Now, at this point in the trailer things start to feel a bit silly. Next up a player is describing – to whom, I do not know, but I’m guessing to his YouTube audience – how his ship will be outfitted. Again, boring and a bit silly but just let the music carry you along. Tweaking a ship in EVE is pretty cool, but let’s move on.
On the next segment, titled “Rooks and Kings” the real fun begins. It starts off with players in a group sounding like a bunch of people heading for a nap but then quickly pops onto a scene of some sort of laser-beamy-spaceshield-explosion-y goodness. Suddenly, they’re all surrounded by glowy death, and it’s wonderful to watch. The music builds. The players gleefully giggle in that way that people do when they walk through a scarehouse at Halloween.
Now we just go into a series of videos of players doing the “go go go!” type chatter while jumping into different battlegrounds. There are some very telling moments in these clips; players cursing, yelling at each other for doing stupid stuff, explosions, pinpoint lasers. A titan fires its big-old-beam at something. Players laugh in disbelief. Moments. Moments.
Finally, some dude happily yells “c’mon boys!!” (while the lone women in his corp cringes, I imagine) as explosions, well, explode (EVE has perfected explosions) and while ships fly past while seeming to be in some sort of formation.
The remaining seconds of the video are filled with a montage of random EVE events and activities, and only then are you shocked by the fact that the video obviously barely scratched the surface.
If it sounds like I am occasionally criticizing this video, I am. I have many problems with it, actually, but most of those stem from issues I have with the game and its sometimes bland gameplay and very often yucky (that’s the best word I could come up with) community members.
But, here’s the deal: this is one slickly made video, and it was made mostly (from what I can tell) from in-game footage and “actual audio.” The glorious thing about this video is that it wraps up almost everything I love about MMOs in one convenient, 4-minute package.
I’ll quickly list them:
First, it shows player-on-player dependence. Players playing with each other, accomplishing goals, even goals that are sometimes a bit evil… that’s what MMOs were designed for.

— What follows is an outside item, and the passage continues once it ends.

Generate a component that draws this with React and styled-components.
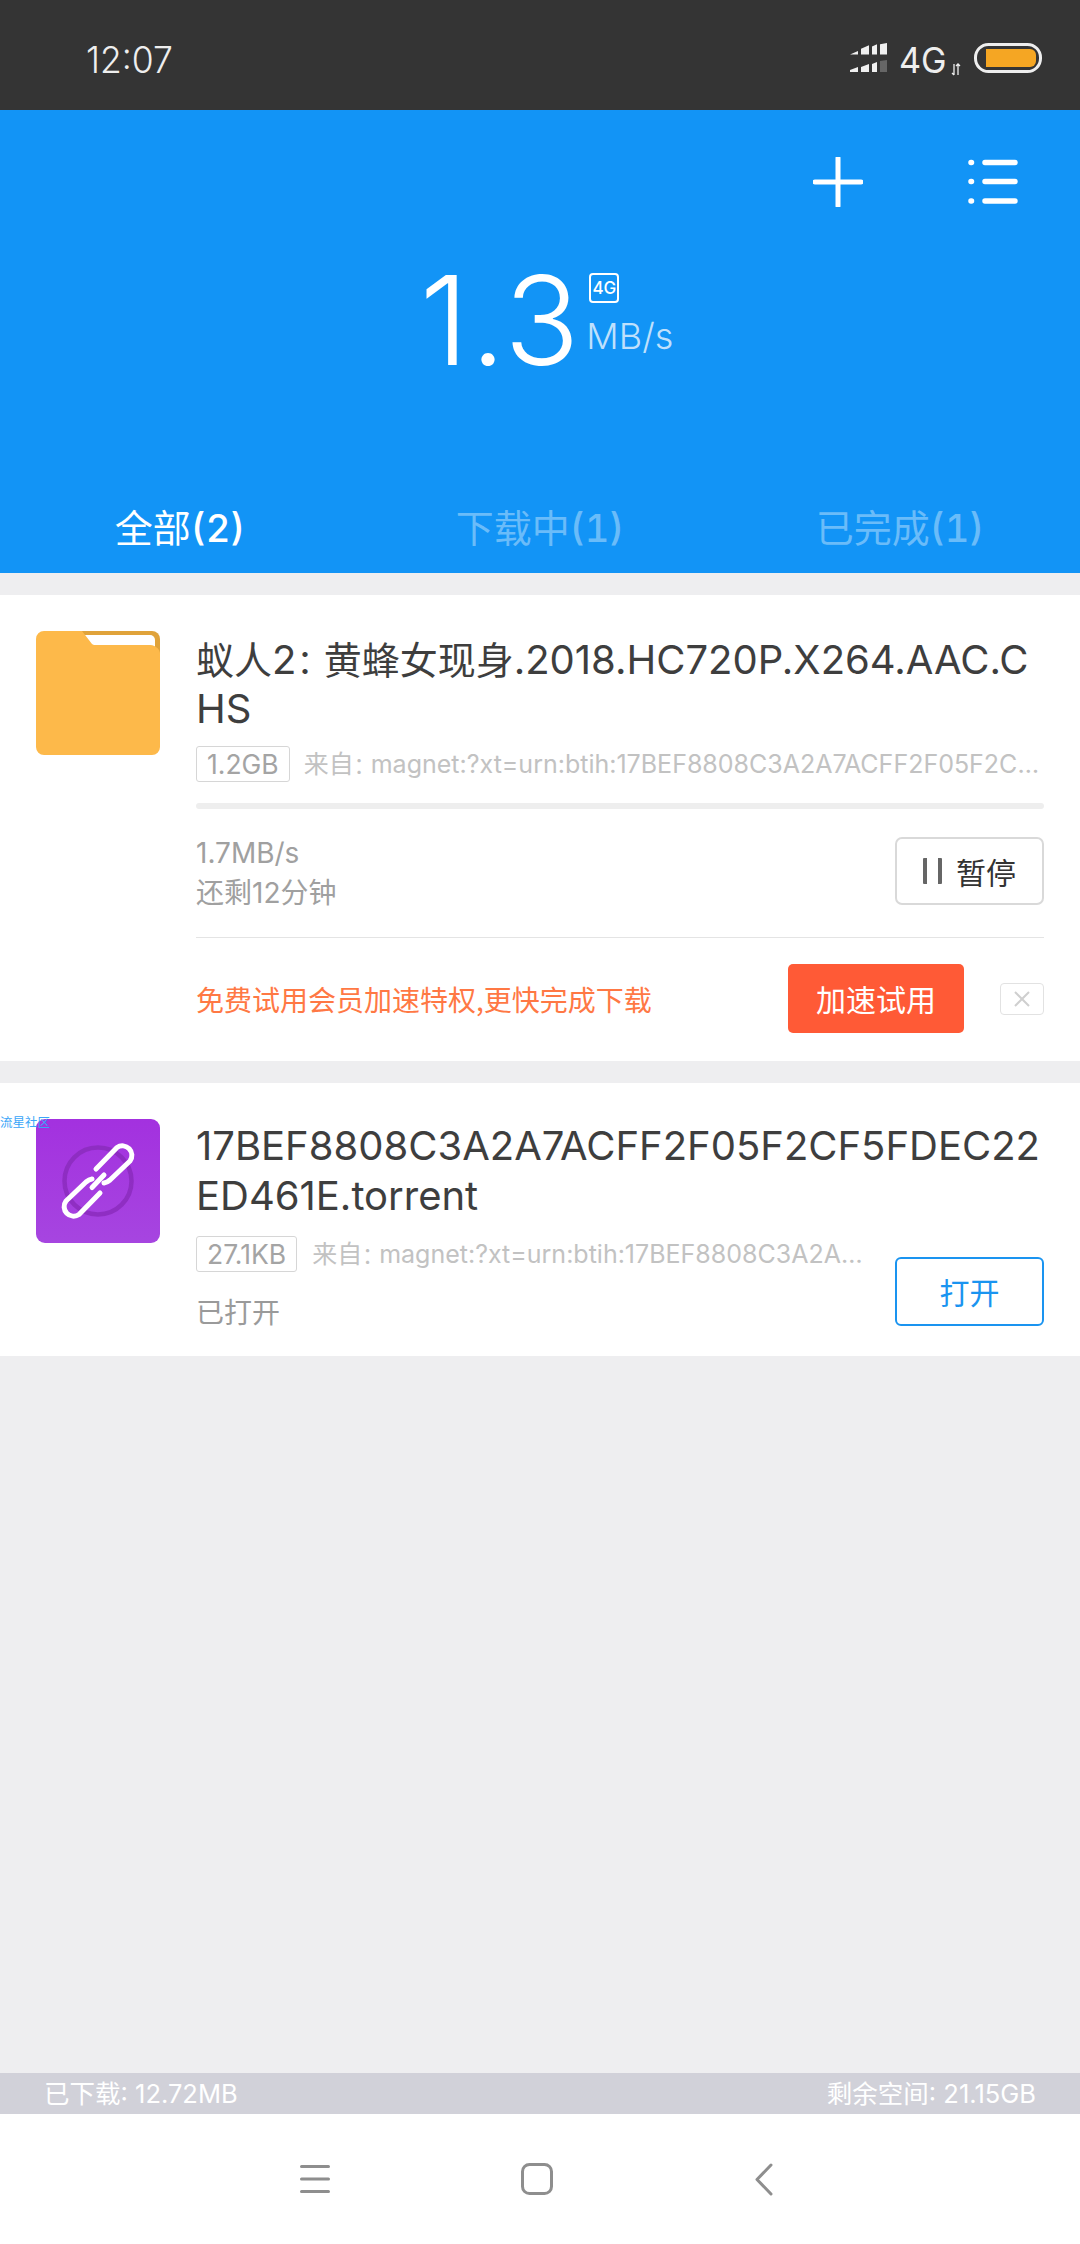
import React from 'react';
import styled, { createGlobalStyle } from 'styled-components';

const Global = createGlobalStyle`
  html, body { margin: 0; padding: 0; background: #eeeef0; }
  body { font-family: Inter, "Noto Sans CJK SC", sans-serif; }
  * { box-sizing: border-box; }
`;
const Page = styled.div`
  width: 1080px; height: 2244px; display: flex; flex-direction: column; background: #eeeef0; overflow: hidden; position: relative;
`;
const StatusBar = styled.div`
  height: 110px; flex: none; background: #343434; display: flex; align-items: center; justify-content: space-between;
  padding: 0 38px 0 86px; color: #eee;
`;
const Time = styled.span`
  font: 300 37px/1 Inter, sans-serif; transform: scaleX(.96); transform-origin: left; margin-top: 9px;
`;
const StatusRight = styled.div`
  display: flex; align-items: flex-start; height: 30px; margin-top: 6px;
`;
const Net = styled.span`
  font: 400 36px/1 Inter, sans-serif; margin: -1px 0 0 12px; transform: scaleX(.95); transform-origin: left; width: 52px;
`;
const Header = styled.div`
  height: 463px; flex: none; background: #1294f6; color: #fff; display: flex; flex-direction: column;
`;
const Actions = styled.div`
  height: 50px; margin-top: 47px; flex: none; display: flex; justify-content: flex-end; align-items: center; gap: 105px; padding-right: 62px;
`;
const Speed = styled.div`
  display: flex; align-items: flex-start; justify-content: center; padding: 51px 0 0 13px;
`;
const SpeedValue = styled.span`
  font: 300 124px/1 Inter, sans-serif; letter-spacing: 2px;
`;
const SpeedSide = styled.div`
  display: flex; flex-direction: column; align-items: flex-start; margin-left: 8px; padding-top: 15px;
`;
const NetBadge = styled.span`
  width: 30px; height: 30px; border: 2px solid #fff; border-radius: 4px; font: 500 17px/26px Inter, sans-serif; text-align: center;
`;
const Unit = styled.span`
  font: 300 36px/1 Inter, sans-serif; color: #bfe0fc; margin: 15px 0 0 -3px;
`;
const Tabs = styled.div`
  margin-top: auto; height: 90px; display: grid; grid-template-columns: repeat(3, 1fr);
`;
const Tab = styled.div`
  text-align: center; font: 400 38px/86px "Noto Sans CJK SC", sans-serif;
  color: ${p => (p.$active ? '#fff' : 'rgba(255,255,255,.38)')};
`;
const Count = styled.span`
  font-family: Inter, sans-serif; font-weight: 500; font-variant-numeric: tabular-nums;
`;
const Card = styled.div`
  background: #fff; margin-top: 22px; display: flex; padding: 36px 36px 0; height: ${p => p.$h}px; flex: none;
`;
const Thumb = styled.div`
  width: 124px; height: 124px; flex: none; margin-right: 36px;
`;
const Body = styled.div`
  flex: 1; min-width: 0; display: flex; flex-direction: column;
`;
const Title = styled.div`
  font: 400 40px/${p => p.$lh}px Inter, "Noto Sans CJK SC", sans-serif; color: #3e3e3e; word-break: break-all; margin-top: 2px; height: ${p => p.$h}px;
`;
const Cn = styled.span`
  font-family: "Noto Sans CJK SC", sans-serif; font-size: 38px;
`;
const Colon = styled.span`
  font-family: "Noto Sans CJK SC", sans-serif; font-size: .85em; letter-spacing: -.2em;
`;
const Meta = styled.div`
  display: flex; align-items: center; margin-top: 12px; height: 36px; flex: none;
`;
const Size = styled.span`
  border: 1px solid #d6d6d6; border-radius: 3px; color: #a4a4a4; height: 36px; padding: 0 10px; flex: none;
  font: 400 26.500px/34px Inter, sans-serif;
`;
const Source = styled.span`
  margin-left: ${p => p.$ml}px; font: 400 25px/36px Inter, "Noto Sans CJK SC", sans-serif; color: #c2c2c2; width: ${p => p.$w}px; overflow: hidden; white-space: nowrap; text-overflow: ellipsis;
`;
const Progress = styled.div`
  height: 6px; background: #eeeeee; border-radius: 3px; margin-top: 21px; flex: none;
`;
const StatsRow = styled.div`
  display: flex; justify-content: space-between; align-items: flex-start; margin-top: 24px; height: 104px; flex: none;
`;
const Stats = styled.div`
  font: 400 28px/40px Inter, "Noto Sans CJK SC", sans-serif; color: #a0a0a0;
`;
const GhostButton = styled.div`
  width: 149px; height: 68px; border: 2px solid #d9d9d9; border-radius: 7px; display: flex; align-items: center; justify-content: center; gap: 14px;
  font: 400 30px/1 "Noto Sans CJK SC", sans-serif; color: #333; margin-top: 4px;
`;
const PauseIcon = styled.span`
  width: 19px; height: 26px; border-left: 4px solid #666; border-right: 4px solid #666; border-radius: 1px;
`;
const Divider = styled.div`
  height: 1px; background: #e4e4e4; flex: none;
`;
const Promo = styled.div`
  display: flex; align-items: center; margin-top: 26px; height: 69px; flex: none;
`;
const PromoText = styled.span`
  font: 400 28px/1 "Noto Sans CJK SC", sans-serif; color: #ff7844; flex: 1;
`;
const PromoButton = styled.div`
  width: 176px; height: 69px; border-radius: 5px; background: #ff5a36; color: #fff; text-align: center; font: 400 30px/69px "Noto Sans CJK SC", sans-serif;
`;
const CloseBox = styled.div`
  width: 44px; height: 32px; margin-left: 36px; border: 1px solid #e2e2e2; border-radius: 4px; display: flex; align-items: center; justify-content: center;
`;
const FooterRow = styled.div`
  display: flex; justify-content: space-between; align-items: flex-start; margin-top: -15px;
`;
const Opened = styled.div`
  font: 400 28px/1 "Noto Sans CJK SC", sans-serif; color: #9a9a9a; margin-top: 40px;
`;
const OpenButton = styled.div`
  width: 149px; height: 69px; border: 2px solid #1a94f0; border-radius: 6px; color: #1a94f0; text-align: center; font: 400 30px/65px "Noto Sans CJK SC", sans-serif;
`;
const Watermark = styled.span`
  position: absolute; left: 0; top: 1116px; font: 400 12.5px/1 "Noto Sans CJK SC", sans-serif; color: #3aa6f8;
`;
const Spacer = styled.div`flex: 1;`;
const Storage = styled.div`
  height: 41px; flex: none; background: #d1d1d9; color: #fff; display: flex; justify-content: space-between; padding: 0 44px; font: 400 25.500px/41px Inter, "Noto Sans CJK SC", sans-serif;
`;
const NavBar = styled.div`
  height: 130px; flex: none; background: #fff; display: flex; justify-content: center; align-items: center; padding-right: 6px;
`;
const NavSlot = styled.div`
  width: 222px; display: flex; justify-content: center; padding-left: ${p => p.$shift || 0}px;
`;
const ArrowsWrap = styled.span`
  width: 10px; height: 13px; margin: 17px 13px 0 0; display: block;
`;

const Signal = () => (
  <svg width="37" height="30" viewBox="0 0 37 30">
    <g fill="#f0f0f0">
      <path d="M0 10l8-3v3zM11 10V5l8-3v8zM22 10V3l5-2v9zM30 10V1l7-1v10z" transform="scale(1 1.150)" />
      <path d="M0 29v-2l8-3v5zM11 29v-5l8-3v8zM22 29v-8l5-2v10z" />
    </g>
    <path d="M30 29V18l7-1v12z" fill="#666" />
  </svg>
);
const Battery = () => (
  <svg width="68" height="30" viewBox="0 0 68 30">
    <rect x="1.500" y="1.500" width="65" height="27" rx="13" fill="none" stroke="#eee" strokeWidth="3" />
    <path d="M12 6h44a6 6 0 0 1 6 6v6a6 6 0 0 1-6 6H12z" fill="#f5a623" />
  </svg>
);
const Arrows = () => (
  <ArrowsWrap>
    <svg width="10" height="13" viewBox="0 0 10 13">
      <path d="M3 1v11M1 10l2 2M7 12V1M5 3l2-2 2 2" stroke="#eee" strokeWidth="1.300" fill="none" />
    </svg>
  </ArrowsWrap>
);
const Plus = () => (
  <svg width="50" height="50" viewBox="0 0 50 50">
    <path d="M25 1v48M2 25h46" stroke="#fff" strokeWidth="5" strokeLinecap="round" />
  </svg>
);
const ListIcon = () => (
  <svg width="50" height="46" viewBox="0 0 50 46">
    <g stroke="#fff" strokeWidth="5.500" strokeLinecap="round">
      <path d="M3 3.500h.5M3 22.500h.5M3 42h.5" />
      <path d="M17 3.500h30M17 22.500h30M17 42h30" />
    </g>
  </svg>
);
const Folder = () => (
  <svg width="124" height="124" viewBox="0 0 124 124">
    <path d="M8 0h108a8 8 0 0 1 8 8v20H40z" fill="#e0a33a" />
    <path d="M48 4h66a5 5 0 0 1 5 5v10H56z" fill="#fff" />
    <path d="M8 0h38l10 13a4 4 0 0 0 3 1h55a10 10 0 0 1 10 12v90a8 8 0 0 1-8 8H8a8 8 0 0 1-8-8V8a8 8 0 0 1 8-8z" fill="#fdb94a" />
  </svg>
);
const LinkThumb = () => (
  <svg width="124" height="124" viewBox="0 0 124 124">
    <defs>
      <linearGradient id="pg" x1="0" y1="0" x2="0" y2="1">
        <stop offset="0" stopColor="#a331df" />
        <stop offset="1" stopColor="#a645e0" />
      </linearGradient>
    </defs>
    <rect width="124" height="124" rx="9" fill="url(#pg)" />
    <circle cx="62" cy="62" r="33.500" fill="none" stroke="#8b2cbd" strokeWidth="4.500" opacity=".85" />
    <g fill="none" stroke="#fff" strokeWidth="5" strokeLinecap="round" strokeLinejoin="round">
      <path d="M60 50L81 28.500a9.500 9.500 0 0 1 13 13.500L74 61q-3 2.500-6 3" />
      <path d="M60 50L81 28.500a9.500 9.500 0 0 1 13 13.500L74 61q-3 2.500-6 3" transform="rotate(180 62 62)" />
      <path d="M56 68.500L68 56" />
    </g>
  </svg>
);
const Cross = () => (
  <svg width="16" height="16" viewBox="0 0 16 16">
    <path d="M1 1l14 14M15 1L1 15" stroke="#cfcfcf" strokeWidth="2" />
  </svg>
);
const NavMenu = () => (
  <svg width="30" height="30" viewBox="0 0 30 30">
    <path d="M1.500 2.500h27M1.500 15h27M1.500 27.500h27" stroke="#8e8e8e" strokeWidth="3" strokeLinecap="round" />
  </svg>
);
const NavHome = () => (
  <svg width="32" height="32" viewBox="0 0 32 32">
    <rect x="1.500" y="1.500" width="29" height="29" rx="7" fill="none" stroke="#8e8e8e" strokeWidth="3" />
  </svg>
);
const NavBack = () => (
  <svg width="18" height="33" viewBox="0 0 18 33">
    <path d="M16 2L2 16.500 16 31" fill="none" stroke="#8e8e8e" strokeWidth="3" strokeLinecap="round" strokeLinejoin="round" />
  </svg>
);

export default function App() {
  return (
    <Page>
      <Global />
      <StatusBar>
        <Time>12:07</Time>
        <StatusRight>
          <Signal />
          <Net>4G</Net>
          <Arrows />
          <Battery />
        </StatusRight>
      </StatusBar>
      <Header>
        <Actions>
          <Plus />
          <ListIcon />
        </Actions>
        <Speed>
          <SpeedValue>1.3</SpeedValue>
          <SpeedSide>
            <NetBadge>4G</NetBadge>
            <Unit>MB/s</Unit>
          </SpeedSide>
        </Speed>
        <Tabs>
          <Tab $active>全部<Count>(2)</Count></Tab>
          <Tab>下载中<Count>(1)</Count></Tab>
          <Tab>已完成<Count>(1)</Count></Tab>
        </Tabs>
      </Header>
      <Card $h={466}>
        <Thumb><Folder /></Thumb>
        <Body>
          <Title $lh={49} $h={101}><Cn>蚁人</Cn>2<Colon>：</Colon><Cn>黄蜂女现身</Cn>.2018.HC720P.X264.AAC.CHS</Title>
          <Meta>
            <Size>1.2GB</Size>
            <Source $w={737} $ml={14}>来自<Colon>：</Colon>magnet:?xt=urn:btih:17BEF8808C3A2A7ACFF2F05F2CF5FDEC22ED461E</Source>
          </Meta>
          <Progress />
          <StatsRow>
            <Stats>1.7MB/s<br />还剩12分钟</Stats>
            <GhostButton><PauseIcon />暂停</GhostButton>
          </StatsRow>
          <Divider />
          <Promo>
            <PromoText>免费试用会员加速特权,更快完成下载</PromoText>
            <PromoButton>加速试用</PromoButton>
            <CloseBox><Cross /></CloseBox>
          </Promo>
        </Body>
      </Card>
      <Card $h={273}>
        <Thumb><LinkThumb /></Thumb>
        <Body>
          <Title $lh={50} $h={103}>17BEF8808C3A2A7ACFF2F05F2CF5FDEC22ED461E.torrent</Title>
          <Meta>
            <Size>27.1KB</Size>
            <Source $w={552} $ml={15}>来自<Colon>：</Colon>magnet:?xt=urn:btih:17BEF8808C3A2A7ACFF2F05F2CF5FDEC22ED461E</Source>
          </Meta>
          <FooterRow>
            <Opened>已打开</Opened>
            <OpenButton>打开</OpenButton>
          </FooterRow>
        </Body>
      </Card>
      <Watermark>流星社区</Watermark>
      <Spacer />
      <Storage>
        <span>已下载: 12.72MB</span>
        <span>剩余空间: 21.15GB</span>
      </Storage>
      <NavBar>
        <NavSlot><NavMenu /></NavSlot>
        <NavSlot><NavHome /></NavSlot>
        <NavSlot $shift={10}><NavBack /></NavSlot>
      </NavBar>
    </Page>
  );
}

Second, it details the variety of activities that MMOs – even basic ones – can be known for. MMOs are living, virtual worlds. We might become bored occasionally or we might become angry at the pace of development of some of our favorites, but MMOs are always alive, somewhere, for someone.
Third, it illustrates how international MMOs can be. It’s an entirely connected hobby. It depends on being connected. And those connections fan out across the world and across nationalities. Sure, the video also illustrates the lack of female pilots in EVE Online specifically, but most MMOs in general are some of the most well-balanced you’ll find.
I want to see a trailer that shows the passion behind the product. I want to see the time spent on the game – even if it’s only time spent by a tiny team of a half-dozen developers – and I want to believe in that product because they believe in it. I want to get sucked into the mechanics and gimmicks of the game through the trailer and I want to get worked up not because the trailer looks so realistic, but because it reflects the imaginations of its creators. This EVE trailer is a prime example of what other developers should do with theirs.
Even if you do not enjoy the game as much as some people, you have to appreciate that trailer.